Les données 2000 sont ''encore incomplètes et ne peuvent pas être analysées au niveau national''. En revanche, pour Paris, ''la plupart des données 2000 étaient disponibles et ont pu être analysées''.

Cette ''inversion de tendance'' survient après une décroissance régulière de la proportion de diagnostics positifs depuis plusieurs années: 9,2 diagnostics positifs pour mille en 1995, 8,5 en 1996 7,9 en 1997 et 6,6 pour mille en 1998. Mais cette proportion augmente en 1999 (7,9 pour mille) et en 2000 (8,6 pour mille). ''Ces différences sont significatives'', souligne l'INVS.

Pour les années 1998 à 2000, l'analyse porte sur des données plus complètes. Les proportions de diagnostics positifs passent alors de 7,4 pour mille en 1998 à 8,5 pour mille en 1999 et à 9,3 pour mille en 2000. L'augmentation concerne les deux sexes. Pour les hommes, les chiffres passent de 9,7 pour mille en 1998, à 10,7 pour mille en 2000.

Chez les femmes, cette proportion est passée de 4,2 pour mille en 1998, à 6,5 pour mille en 1999 et à 7,2 pour mille en 2000. Entre 1998 et 2000, chez les femmes de 20 à 29 ans, la proportion de diagnostics positifs est passée de 3,9 à 6,1 pour mille. Pour la tranche d'âge 40-49 ans, la proportion est passée de 14,7 à 15,8 chez les hommes et de 6,0 à 12,7 chez les femmes.

''La tendance à l'augmentation de la proportion de diagnostics VIH positifs observée à partir de 1999 ne semble pas pouvoir être uniquement expliquée par un biais'' méthodologique, note l'INVS. Au contraire, estime l'Institut, ces résultats semblent traduire un ''relâchement des comportements de prévention dans les années récentes'' et confortent la ''la nécessité dadapter la prévention à cette évolution''.

Malgré la réussite des trithérapies, ''l'épidémie n'est pas du tout maîtrisée'', note Gino Paveglio, vice-président d'Aides Ile-de-France. ''Malheureusement, le sida, ce n'est pas fini'', comme beaucoup avaient pu l'espérer.

L'association de lutte contre le sida a pu constater ''une augmentation des conduites à risques''. On le ''voit en particulier pour la contamination hétérosexuelle, peut-être parce que les hétérosexuels ne se sont jamais vraiment sentis concernés'', a expliqué M. Paveglio à l'Associated Press.

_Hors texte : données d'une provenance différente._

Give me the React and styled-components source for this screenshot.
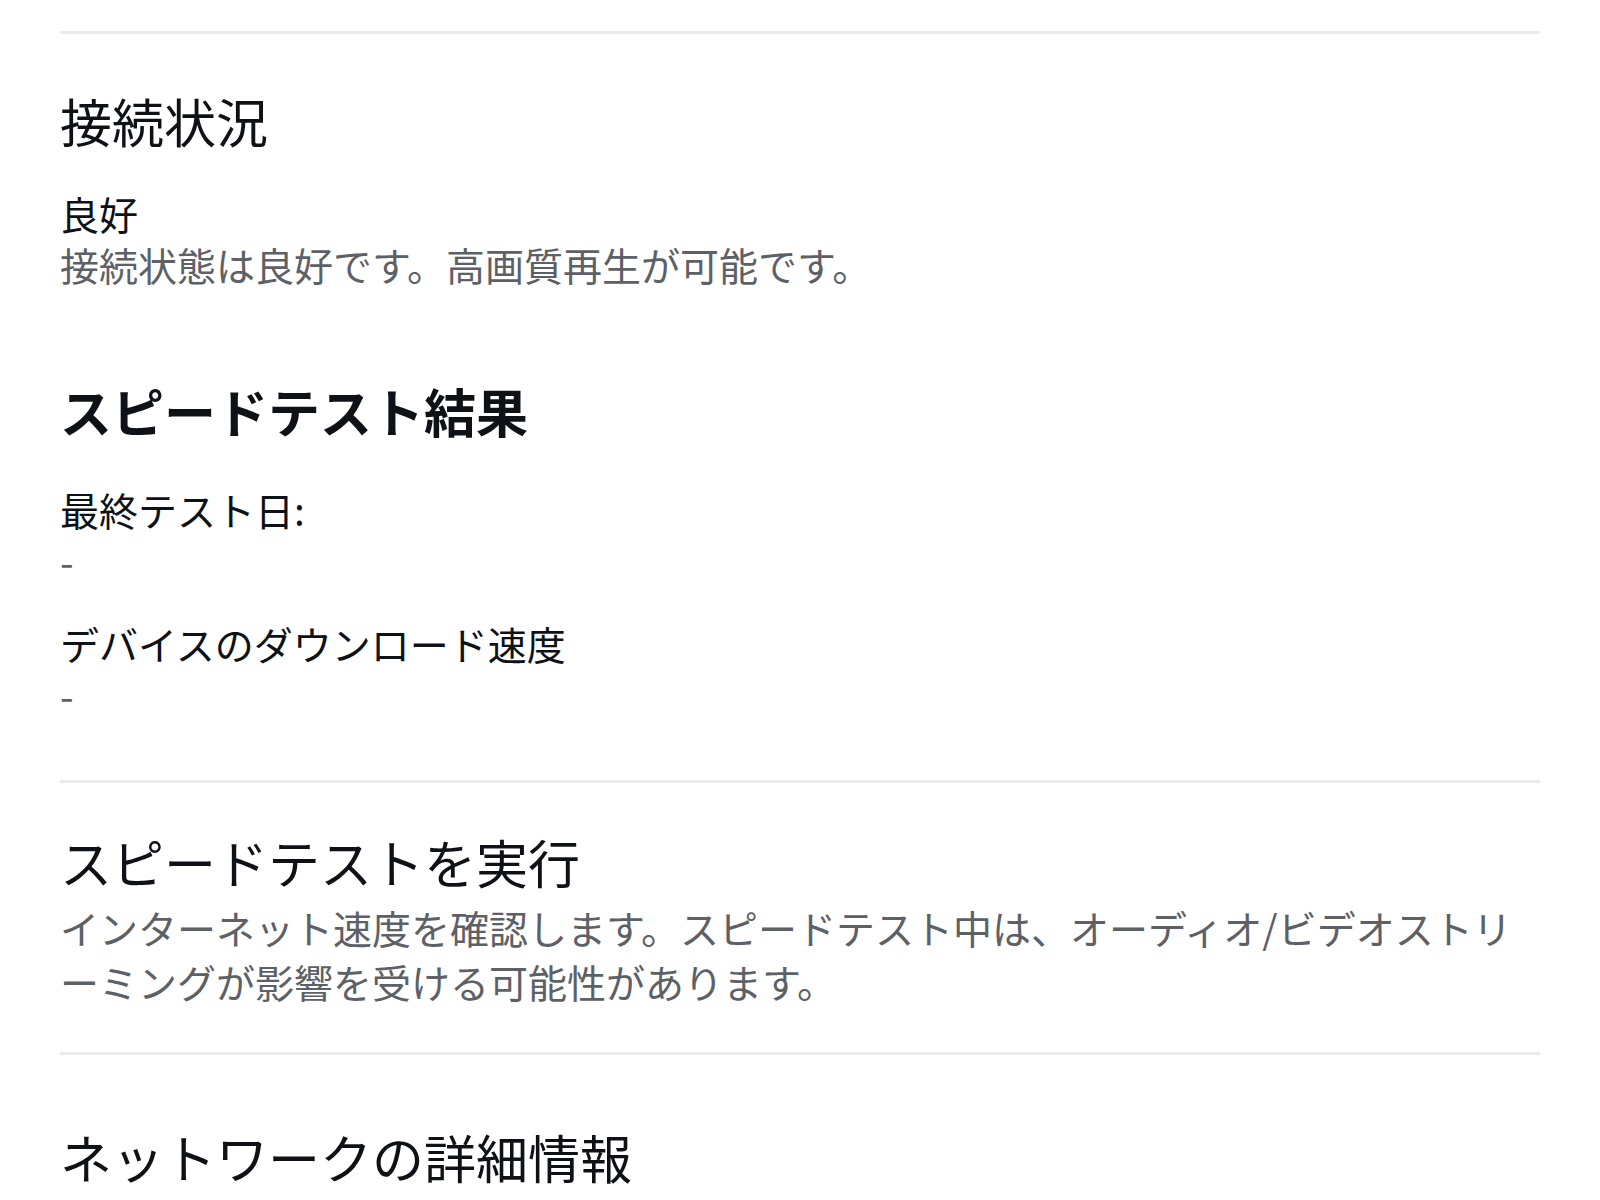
import React from "react";
import styled, { createGlobalStyle } from "styled-components";

const GlobalStyle = createGlobalStyle`
  html, body {
    margin: 0;
    padding: 0;
    background: #ffffff;
  }
  body {
    font-family: "Noto Sans CJK JP", "Noto Sans", sans-serif;
    color: #0e1217;
  }
`;

const Page = styled.div`
  padding: 31px 60px 0;
  display: flex;
  flex-direction: column;
`;

const Divider = styled.hr`
  margin: 0;
  border: none;
  height: 3px;
  background: #e8eaeb;
`;

const Section = styled.section`
  display: flex;
  flex-direction: column;
  padding-top: ${(p) => p.$top || 0}px;
  padding-bottom: ${(p) => p.$bottom || 0}px;
`;

const Heading = styled.h2`
  margin: 0;
  font-size: 52px;
  line-height: 72px;
  font-weight: ${(p) => (p.$bold ? 700 : 400)};
  color: #0e1217;
`;

const Field = styled.div`
  display: flex;
  flex-direction: column;
  margin-top: ${(p) => p.$gap || 0}px;
`;

const Label = styled.div`
  font-size: 39px;
  line-height: 50px;
  color: #0e1217;
`;

const Value = styled.div`
  font-size: 39px;
  line-height: 52px;
  color: #5d6166;
`;

const Desc = styled.p`
  margin: 2px 0 0;
  font-size: 39px;
  line-height: 54px;
  color: #5d6166;
  line-break: loose;
`;

export default function App() {
  return (
    <>
      <GlobalStyle />
      <Page>
        <Divider />
        <Section $top={51} $bottom={85}>
          <Heading>接続状況</Heading>
          <Field $gap={31}>
            <Label>良好</Label>
            <Value>接続状態は良好です。高画質再生が可能です。</Value>
          </Field>
        </Section>
        <Section $bottom={60}>
          <Heading $bold>スピードテスト結果</Heading>
          <Field $gap={37}>
            <Label>最終テスト日:</Label>
            <Value>-</Value>
          </Field>
          <Field $gap={32}>
            <Label>デバイスのダウンロード速度</Label>
            <Value>-</Value>
          </Field>
        </Section>
        <Divider />
        <Section $top={43} $bottom={44}>
          <Heading>スピードテストを実行</Heading>
          <Desc>
            インターネット速度を確認します。スピードテスト中は、オーディオ/ビデオストリーミングが影響を受ける可能性があります。
          </Desc>
        </Section>
        <Divider />
        <Section $top={66}>
          <Heading>ネットワークの詳細情報</Heading>
        </Section>
      </Page>
    </>
  );
}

''Chez les gays, on assiste à un retour de la prise de risques, peut-être lié à une baisse de l'usage de la capote. Chez les jeunes, le sida c'est lointain, ils n'ont pas connu les ravages de la maladie''. L'utilisation du préservatif, insiste M. Paveglio, reste le moyen de prévention le plus sûr, d'autant que certaines maladies sexuellement transmissibles comme la syphilis ou la gonoccocie, en augmentation également, accroissent la vulnérabilité au virus VIH du sida.

''L'épidémie repart'', constate également Victoire Patouillard, présidente de l'association ACT-UP. Elle déplore le manque de campagnes de prévention vraiment efficaces et souligne que les pouvoirs publics doivent ''avoir le courage de parler sexualité''. Il ''y a des groupes auxquels on ne s'est pas adressé, il n'y a pas de campagnes en direction des femmes'', ''pas suffisamment de campagnes dans les médias généralistes'', observe-t-elle de surcroît.

Victoire Patouillard, comme les autres associations, déplore le manque de ''données statistiques fines'' pour suivre l'épidémie. Le système de déclaration obligatoire et anonyme de la séropositivité ne fonctionne toujours pas, ''alors qu'il aurait dû se mettre en place en 1999''. Des campagnes sont par ailleurs nécessaires pour ''inciter les gens à se faire dépister'', estime-t-elle.